● **Records for this task**
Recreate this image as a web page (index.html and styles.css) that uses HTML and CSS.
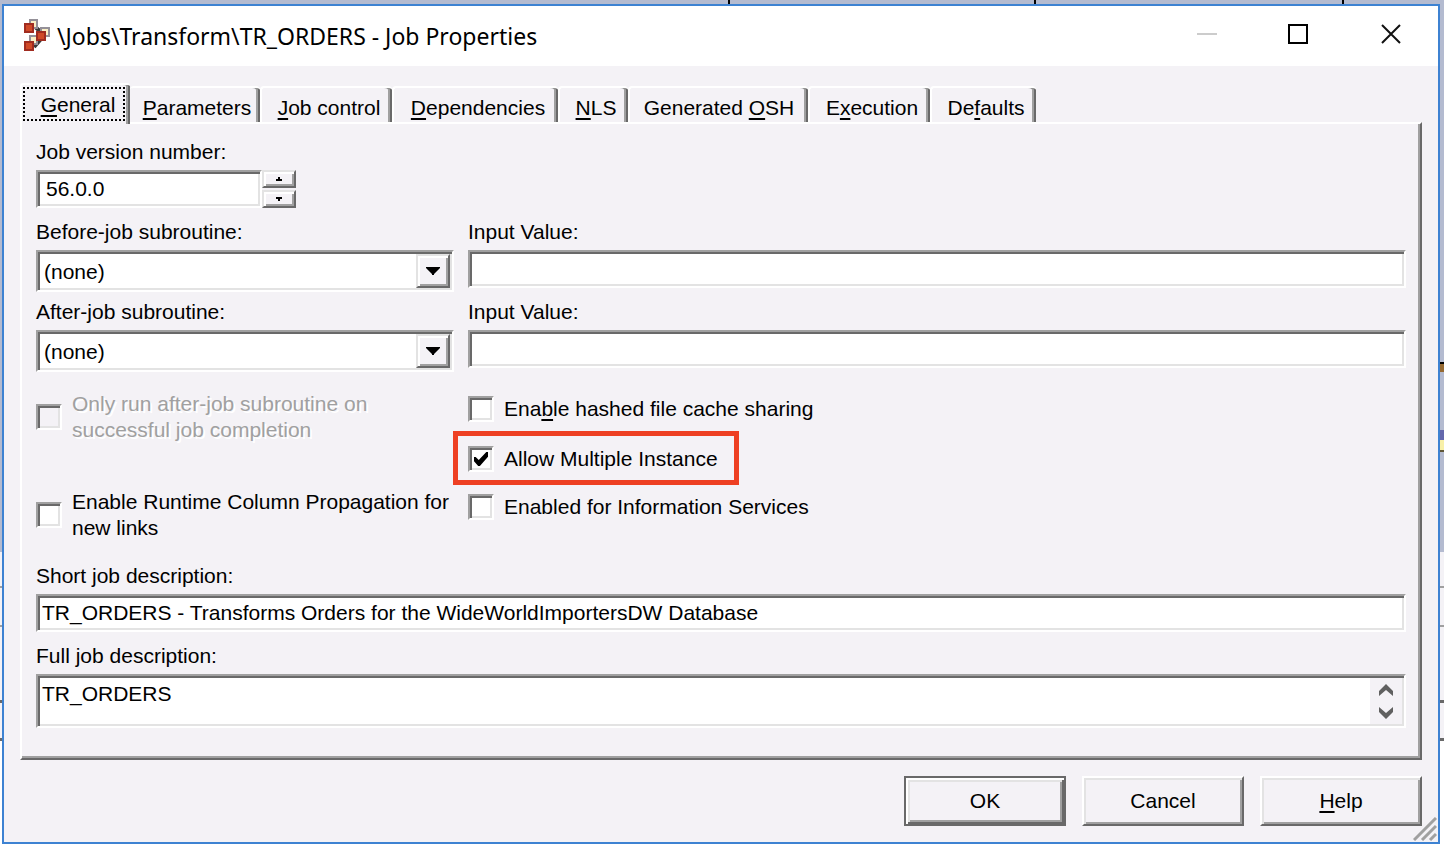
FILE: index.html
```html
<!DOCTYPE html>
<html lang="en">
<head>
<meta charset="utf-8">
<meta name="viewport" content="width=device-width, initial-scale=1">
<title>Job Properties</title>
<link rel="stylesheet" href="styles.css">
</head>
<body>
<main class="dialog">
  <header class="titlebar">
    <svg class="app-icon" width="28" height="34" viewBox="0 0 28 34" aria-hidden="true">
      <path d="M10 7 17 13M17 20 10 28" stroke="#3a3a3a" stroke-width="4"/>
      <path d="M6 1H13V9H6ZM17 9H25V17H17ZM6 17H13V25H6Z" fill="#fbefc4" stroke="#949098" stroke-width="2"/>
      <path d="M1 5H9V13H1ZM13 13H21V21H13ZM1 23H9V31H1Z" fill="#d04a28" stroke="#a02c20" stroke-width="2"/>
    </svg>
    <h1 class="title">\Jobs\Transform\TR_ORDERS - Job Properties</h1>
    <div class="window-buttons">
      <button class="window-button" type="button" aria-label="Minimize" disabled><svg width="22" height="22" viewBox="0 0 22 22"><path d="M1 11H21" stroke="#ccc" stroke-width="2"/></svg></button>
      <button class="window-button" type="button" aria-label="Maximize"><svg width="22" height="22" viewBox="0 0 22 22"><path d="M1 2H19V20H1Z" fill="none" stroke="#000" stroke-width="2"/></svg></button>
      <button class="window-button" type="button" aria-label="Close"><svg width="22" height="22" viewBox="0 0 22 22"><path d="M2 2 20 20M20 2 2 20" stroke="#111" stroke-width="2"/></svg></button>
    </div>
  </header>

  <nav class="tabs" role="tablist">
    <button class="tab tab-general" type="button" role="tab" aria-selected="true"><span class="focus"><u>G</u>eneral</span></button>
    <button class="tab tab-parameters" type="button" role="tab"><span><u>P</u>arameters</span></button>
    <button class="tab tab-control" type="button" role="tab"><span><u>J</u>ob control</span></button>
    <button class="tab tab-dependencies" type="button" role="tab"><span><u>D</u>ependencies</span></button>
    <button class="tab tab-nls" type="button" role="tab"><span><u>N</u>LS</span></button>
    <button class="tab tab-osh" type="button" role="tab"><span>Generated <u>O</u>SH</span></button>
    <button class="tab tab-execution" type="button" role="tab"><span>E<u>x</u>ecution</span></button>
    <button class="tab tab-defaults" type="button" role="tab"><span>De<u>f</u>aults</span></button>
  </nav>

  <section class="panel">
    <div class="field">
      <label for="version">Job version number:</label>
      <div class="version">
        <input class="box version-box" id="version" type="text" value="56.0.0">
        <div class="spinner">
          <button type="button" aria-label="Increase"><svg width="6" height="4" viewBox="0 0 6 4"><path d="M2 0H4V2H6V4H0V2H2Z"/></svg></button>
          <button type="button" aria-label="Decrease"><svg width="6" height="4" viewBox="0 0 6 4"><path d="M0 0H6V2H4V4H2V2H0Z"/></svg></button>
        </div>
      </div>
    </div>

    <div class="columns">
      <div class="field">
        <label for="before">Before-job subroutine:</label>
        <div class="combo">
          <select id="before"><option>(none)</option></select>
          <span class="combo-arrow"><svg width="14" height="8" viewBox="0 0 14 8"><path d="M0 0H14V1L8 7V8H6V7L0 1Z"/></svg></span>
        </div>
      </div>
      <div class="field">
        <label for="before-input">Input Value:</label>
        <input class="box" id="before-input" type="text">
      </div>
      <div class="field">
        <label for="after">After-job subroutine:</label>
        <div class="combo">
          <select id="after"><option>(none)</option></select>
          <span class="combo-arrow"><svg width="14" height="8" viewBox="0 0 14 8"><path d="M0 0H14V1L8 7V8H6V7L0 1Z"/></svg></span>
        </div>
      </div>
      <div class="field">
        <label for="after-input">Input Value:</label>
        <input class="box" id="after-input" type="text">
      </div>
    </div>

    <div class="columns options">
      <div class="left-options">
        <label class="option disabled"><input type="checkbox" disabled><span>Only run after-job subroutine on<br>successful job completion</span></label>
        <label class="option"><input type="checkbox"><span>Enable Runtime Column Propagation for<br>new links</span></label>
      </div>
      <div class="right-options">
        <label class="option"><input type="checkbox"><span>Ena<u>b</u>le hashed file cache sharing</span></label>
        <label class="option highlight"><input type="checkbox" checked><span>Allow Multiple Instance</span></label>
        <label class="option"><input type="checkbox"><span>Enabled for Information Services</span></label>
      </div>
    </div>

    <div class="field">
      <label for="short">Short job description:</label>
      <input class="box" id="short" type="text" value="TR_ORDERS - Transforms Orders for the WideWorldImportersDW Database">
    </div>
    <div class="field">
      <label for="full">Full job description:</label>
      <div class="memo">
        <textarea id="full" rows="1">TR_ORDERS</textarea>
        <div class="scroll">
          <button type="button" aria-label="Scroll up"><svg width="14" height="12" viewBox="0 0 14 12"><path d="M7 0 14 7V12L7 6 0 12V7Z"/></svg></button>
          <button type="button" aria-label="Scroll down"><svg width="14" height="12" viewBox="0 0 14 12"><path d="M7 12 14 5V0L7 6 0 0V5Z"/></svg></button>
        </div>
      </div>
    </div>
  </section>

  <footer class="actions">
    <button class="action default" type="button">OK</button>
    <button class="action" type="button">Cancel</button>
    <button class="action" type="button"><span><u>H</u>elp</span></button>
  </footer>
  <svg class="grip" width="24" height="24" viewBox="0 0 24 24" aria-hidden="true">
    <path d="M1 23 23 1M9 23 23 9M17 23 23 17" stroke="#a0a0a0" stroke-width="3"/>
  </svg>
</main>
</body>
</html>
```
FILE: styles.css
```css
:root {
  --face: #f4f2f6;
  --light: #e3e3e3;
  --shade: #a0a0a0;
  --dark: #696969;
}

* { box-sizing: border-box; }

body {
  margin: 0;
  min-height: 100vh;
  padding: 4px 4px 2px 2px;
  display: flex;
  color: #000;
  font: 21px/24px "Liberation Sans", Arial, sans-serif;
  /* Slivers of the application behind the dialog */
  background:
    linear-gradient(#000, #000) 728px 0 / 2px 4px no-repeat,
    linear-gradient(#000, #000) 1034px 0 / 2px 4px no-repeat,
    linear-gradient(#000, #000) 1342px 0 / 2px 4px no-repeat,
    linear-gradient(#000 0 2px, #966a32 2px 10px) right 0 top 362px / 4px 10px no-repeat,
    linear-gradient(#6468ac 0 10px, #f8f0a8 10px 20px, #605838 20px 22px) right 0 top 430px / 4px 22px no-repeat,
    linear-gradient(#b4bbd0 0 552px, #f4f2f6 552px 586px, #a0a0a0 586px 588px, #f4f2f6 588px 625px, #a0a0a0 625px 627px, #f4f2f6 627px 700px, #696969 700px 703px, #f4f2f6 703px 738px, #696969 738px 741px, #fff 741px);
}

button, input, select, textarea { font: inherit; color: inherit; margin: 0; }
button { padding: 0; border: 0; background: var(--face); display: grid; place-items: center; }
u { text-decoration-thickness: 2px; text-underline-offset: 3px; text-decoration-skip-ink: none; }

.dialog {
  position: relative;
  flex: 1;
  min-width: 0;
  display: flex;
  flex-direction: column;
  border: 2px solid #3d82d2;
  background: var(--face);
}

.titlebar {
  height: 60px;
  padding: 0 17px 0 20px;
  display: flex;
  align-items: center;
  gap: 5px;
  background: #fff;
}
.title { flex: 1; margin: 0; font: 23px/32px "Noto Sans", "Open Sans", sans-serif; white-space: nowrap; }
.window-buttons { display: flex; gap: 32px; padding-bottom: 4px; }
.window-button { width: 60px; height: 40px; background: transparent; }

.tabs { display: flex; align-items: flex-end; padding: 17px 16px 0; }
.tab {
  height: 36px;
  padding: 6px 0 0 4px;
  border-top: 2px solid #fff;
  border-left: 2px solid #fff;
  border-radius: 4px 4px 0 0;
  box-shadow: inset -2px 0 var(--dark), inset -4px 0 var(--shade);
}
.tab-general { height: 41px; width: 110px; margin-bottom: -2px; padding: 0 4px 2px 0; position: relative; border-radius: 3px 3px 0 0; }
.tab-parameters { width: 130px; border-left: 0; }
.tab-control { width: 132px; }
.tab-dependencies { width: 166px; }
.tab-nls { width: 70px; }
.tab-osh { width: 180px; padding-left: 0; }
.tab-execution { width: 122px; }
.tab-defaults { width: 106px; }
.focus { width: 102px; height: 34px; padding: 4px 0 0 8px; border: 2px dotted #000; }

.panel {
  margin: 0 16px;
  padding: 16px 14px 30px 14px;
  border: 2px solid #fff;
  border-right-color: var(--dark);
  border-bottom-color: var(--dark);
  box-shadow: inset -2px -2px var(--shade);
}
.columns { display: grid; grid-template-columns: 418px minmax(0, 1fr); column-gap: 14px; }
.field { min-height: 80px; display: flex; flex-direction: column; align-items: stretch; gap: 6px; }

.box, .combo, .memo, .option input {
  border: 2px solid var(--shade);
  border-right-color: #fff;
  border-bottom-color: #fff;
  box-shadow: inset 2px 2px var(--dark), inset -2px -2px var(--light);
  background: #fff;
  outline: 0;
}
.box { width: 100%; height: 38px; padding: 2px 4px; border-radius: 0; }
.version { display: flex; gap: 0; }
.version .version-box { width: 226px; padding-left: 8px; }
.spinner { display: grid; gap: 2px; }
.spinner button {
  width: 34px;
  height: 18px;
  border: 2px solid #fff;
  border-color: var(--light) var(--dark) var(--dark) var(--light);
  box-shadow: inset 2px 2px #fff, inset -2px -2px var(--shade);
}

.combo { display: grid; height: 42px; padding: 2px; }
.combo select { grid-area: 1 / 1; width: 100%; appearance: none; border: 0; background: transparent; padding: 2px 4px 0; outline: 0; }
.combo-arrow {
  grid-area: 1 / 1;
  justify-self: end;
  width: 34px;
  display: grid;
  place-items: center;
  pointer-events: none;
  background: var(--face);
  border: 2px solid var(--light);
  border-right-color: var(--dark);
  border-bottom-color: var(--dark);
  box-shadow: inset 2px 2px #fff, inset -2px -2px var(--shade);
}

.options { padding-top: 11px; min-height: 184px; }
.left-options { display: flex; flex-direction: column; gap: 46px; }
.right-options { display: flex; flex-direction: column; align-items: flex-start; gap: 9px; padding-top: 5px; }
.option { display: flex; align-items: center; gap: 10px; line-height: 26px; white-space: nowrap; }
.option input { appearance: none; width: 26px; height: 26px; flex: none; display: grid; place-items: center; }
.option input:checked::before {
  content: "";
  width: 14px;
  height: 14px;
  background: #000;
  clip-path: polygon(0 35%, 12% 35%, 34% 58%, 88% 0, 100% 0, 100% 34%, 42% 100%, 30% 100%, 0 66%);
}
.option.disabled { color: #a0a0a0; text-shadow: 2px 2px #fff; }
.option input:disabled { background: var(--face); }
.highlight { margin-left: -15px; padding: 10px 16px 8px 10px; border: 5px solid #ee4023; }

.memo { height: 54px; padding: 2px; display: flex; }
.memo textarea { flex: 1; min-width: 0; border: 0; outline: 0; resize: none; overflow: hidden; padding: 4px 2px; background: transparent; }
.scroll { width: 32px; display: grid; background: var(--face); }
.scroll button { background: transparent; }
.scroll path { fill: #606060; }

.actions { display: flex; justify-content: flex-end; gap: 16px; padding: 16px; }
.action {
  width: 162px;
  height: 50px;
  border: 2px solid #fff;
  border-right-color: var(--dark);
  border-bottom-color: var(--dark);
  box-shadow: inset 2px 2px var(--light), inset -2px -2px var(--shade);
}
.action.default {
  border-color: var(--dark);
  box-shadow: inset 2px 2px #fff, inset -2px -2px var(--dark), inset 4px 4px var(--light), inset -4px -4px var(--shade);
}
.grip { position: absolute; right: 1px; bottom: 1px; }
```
---
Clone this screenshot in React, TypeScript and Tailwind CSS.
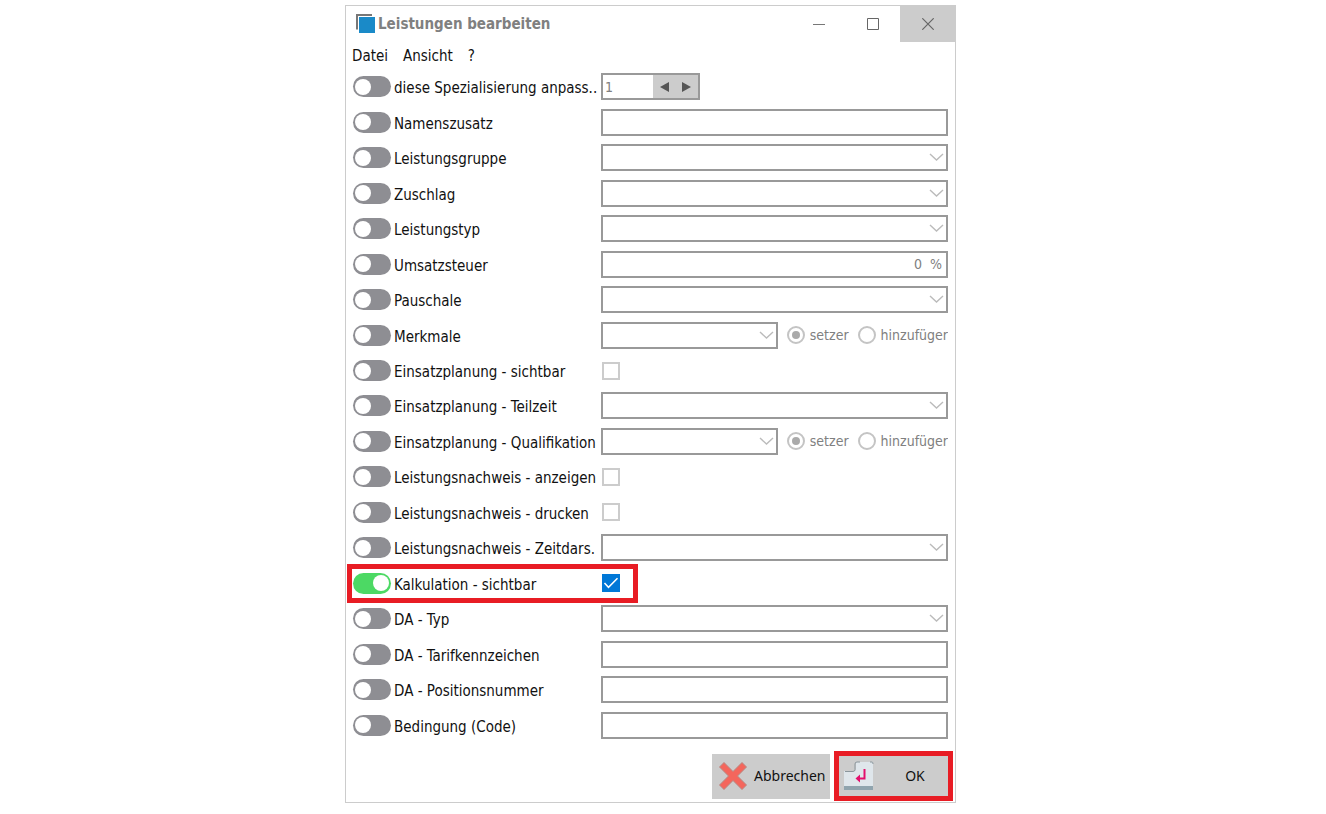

● **Written problem**
Return each line where "index" shows up.

● **Solution**
Recreate this image as a web page (index.html and styles.css) that uses HTML and CSS.
FILE: index.html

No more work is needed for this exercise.